What are the 5 pillars of data governance?
The five pillars are: data quality, data ownership and stewardship, metadata management and lineage, compliance and security controls, and metrics and continuous improvement. Different frameworks may label or group these differently, but the underlying requirements are consistent across DAMA, Gartner, and most enterprise governance models.
What are the 5 C's of data governance?
No single authoritative standard defines a canonical "5 C's" framework for governance. The widely established quality dimensions from DAMA UK are: Completeness, Uniqueness, Timeliness, Validity, Accuracy, and Consistency — six dimensions, not five. Vendor content sometimes groups a subset under "5 C's," but the full DAMA framework is more reliable.
What are the 4 pillars of data governance?
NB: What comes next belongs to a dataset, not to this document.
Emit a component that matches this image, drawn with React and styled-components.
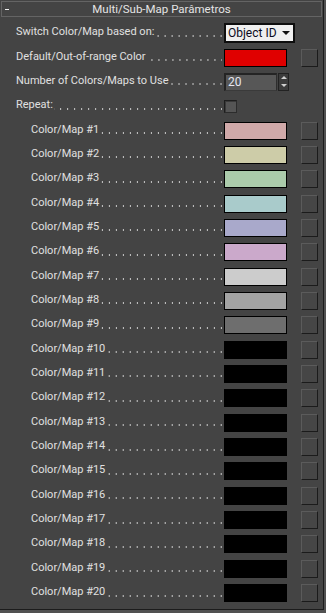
import React from "react";
import styled, { createGlobalStyle } from "styled-components";

const GlobalStyle = createGlobalStyle`
  html, body {
    margin: 0;
    padding: 0;
    background: #515151;
  }
  body {
    font-family: Roboto, "Liberation Sans", sans-serif;
  }
`;

// default colours of the 20 sub-maps
const mapColors = [
  "#d0a9a9",
  "#cdcca8",
  "#abcbab",
  "#a9cbcb",
  "#a9a9cb",
  "#cba9cb",
  "#cccccc",
  "#a3a3a3",
  "#6e6e6e",
  ...Array(11).fill("#000000"),
];

const ParamRow = ({ indent = 16, label, children }) => (
  <Row $indent={indent}>
    <LabelArea $indent={indent}>
      <Label>{label}</Label>
      <Dots />
    </LabelArea>
    {children}
  </Row>
);

const MultiSubMap = () => {
  return (
    <Panel>
      <Header>
        <Collapse />
        <Title>Multi/Sub-Map Parâmetros</Title>
        <span />
      </Header>
      <List>
        <ParamRow label="Switch Color/Map based on:">
          <Dropdown>
            <span>Object ID</span>
            <Arrow />
          </Dropdown>
        </ParamRow>
        <ParamRow label="Default/Out-of-range Color">
          <Slot>
            <Swatch $color="#e00000" />
          </Slot>
          <MapButton />
        </ParamRow>
        <ParamRow label="Number of Colors/Maps to Use">
          <Slot>
            <NumberBox>20</NumberBox>
            <SpinButtons>
              <SpinArrow $up />
              <SpinArrow />
            </SpinButtons>
          </Slot>
        </ParamRow>
        <ParamRow label="Repeat:">
          <Slot>
            <Checkbox />
          </Slot>
        </ParamRow>
        {mapColors.map((color, index) => (
          <ParamRow key={index} indent={31} label={`Color/Map #${index + 1}`}>
            <Slot>
              <Swatch $color={color} />
            </Slot>
            <MapButton />
          </ParamRow>
        ))}
      </List>
    </Panel>
  );
};

export default function App() {
  return (
    <>
      <GlobalStyle />
      <MultiSubMap />
    </>
  );
}

const Panel = styled.div`
  width: 324px;
  height: 610px;
  box-sizing: border-box;
  background: #444444;
  border-right: 1px solid #1c1c1c;
  border-bottom: 1px solid #1c1c1c;
  padding-top: 1px;
  overflow: hidden;
`;

const Header = styled.div`
  width: 321px;
  height: 16px;
  margin-left: 1px;
  box-sizing: border-box;
  border: 1px solid #646464;
  display: grid;
  grid-template-columns: 1fr auto 1fr;
  align-items: center;
`;

const Collapse = styled.div`
  width: 4px;
  height: 1px;
  margin-left: 3px;
  margin-top: 1px;
  background: #f2f2f2;
`;

const Title = styled.div`
  font-size: 11.5px;
  line-height: 14px;
  color: #e4e4e4;
  white-space: nowrap;
`;

const List = styled.div`
  margin-top: 4px;
  display: flex;
  flex-direction: column;
`;

const Row = styled.div`
  height: 24.35px;
  display: flex;
  align-items: center;
  padding-left: ${(props) => props.$indent}px;
`;

const LabelArea = styled.div`
  width: ${(props) => 222 - props.$indent}px;
  flex: 0 0 auto;
  display: flex;
  align-items: center;
  margin-right: 2px;
  align-self: stretch;
`;

const Label = styled.span`
  font-size: 11px;
  line-height: 14px;
  color: #e0e0e0;
  white-space: nowrap;
  margin-right: 1px;
  margin-bottom: 2px;
`;

const Dots = styled.span`
  flex: 1;
  height: 2px;
  margin-top: 5px;
  background-image: linear-gradient(to left, #cacaca 1px, transparent 1px);
  background-size: 7px 2px;
  background-repeat: repeat-x;
  background-position: right top;
`;

const Slot = styled.div`
  width: 77px;
  display: flex;
  align-items: center;
  flex-shrink: 0;
`;

const Swatch = styled.div`
  width: 63px;
  height: 18px;
  box-sizing: border-box;
  border: 1px solid #000;
  background: ${(props) => props.$color};
`;

const MapButton = styled.div`
  width: 17px;
  height: 18px;
  box-sizing: border-box;
  background: #464646;
  border-top: 1px solid #5b5b5b;
  border-left: 1px solid #5b5b5b;
  border-right: 1px solid #1b1b1b;
  border-bottom: 1px solid #1b1b1b;
  flex-shrink: 0;
`;

const Dropdown = styled.div`
  width: 71px;
  height: 20px;
  box-sizing: border-box;
  border: 2px solid #0e0e0e;
  background: #efefef;
  display: flex;
  align-items: center;
  justify-content: space-between;
  padding: 0 3px 0 2px;
  font-size: 12px;
  color: #0a0a20;
  flex-shrink: 0;
`;

const Arrow = styled.span`
  width: 0;
  height: 0;
  border-left: 4px solid transparent;
  border-right: 4px solid transparent;
  border-top: 4px solid #111;
`;

const NumberBox = styled.div`
  width: 53px;
  height: 18px;
  box-sizing: border-box;
  background: #575757;
  border-top: 2px solid #242424;
  border-left: 2px solid #242424;
  border-right: 1px solid #2e2e2e;
  border-bottom: 1px solid #3a3a3a;
  font-size: 12px;
  line-height: 15px;
  color: #e6e6f0;
  padding-left: 2px;
`;

const SpinButtons = styled.div`
  width: 11px;
  height: 18px;
  margin-left: 1px;
  box-sizing: border-box;
  background: #3c3c3c;
  border: 1px solid #222;
  display: flex;
  flex-direction: column;
  align-items: center;
  justify-content: space-around;
`;

const SpinArrow = styled.span`
  width: 0;
  height: 0;
  border-left: 3px solid transparent;
  border-right: 3px solid transparent;
  ${(props) =>
    props.$up ? "border-bottom: 3px solid #d0d0d0;" : "border-top: 3px solid #d0d0d0;"}
`;

const Checkbox = styled.div`
  width: 13px;
  height: 13px;
  box-sizing: border-box;
  background: #555;
  border-top: 1px solid #1e1e1e;
  border-left: 1px solid #1e1e1e;
  border-right: 1px solid #2c2c2c;
  border-bottom: 1px solid #2c2c2c;
  box-shadow: inset 1px 1px 0 #3a3a3a;
`;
Some frameworks simplify governance into four pillars: People (ownership and stewardship), Process (policies and standards), Technology (tools and automation), and Data (quality and lineage). This model is useful for communicating governance scope to executive stakeholders who need a concise overview without technical detail.
How long does it take to implement a data governance roadmap?
Building the initial roadmap typically takes four to eight weeks, with the first use case delivering measurable results within three to six months. Full enterprise-scale governance takes longer; research from EW Solutions notes that comprehensive results often require three or more years. The most successful programs treat governance as an ongoing capability, not a one-time project.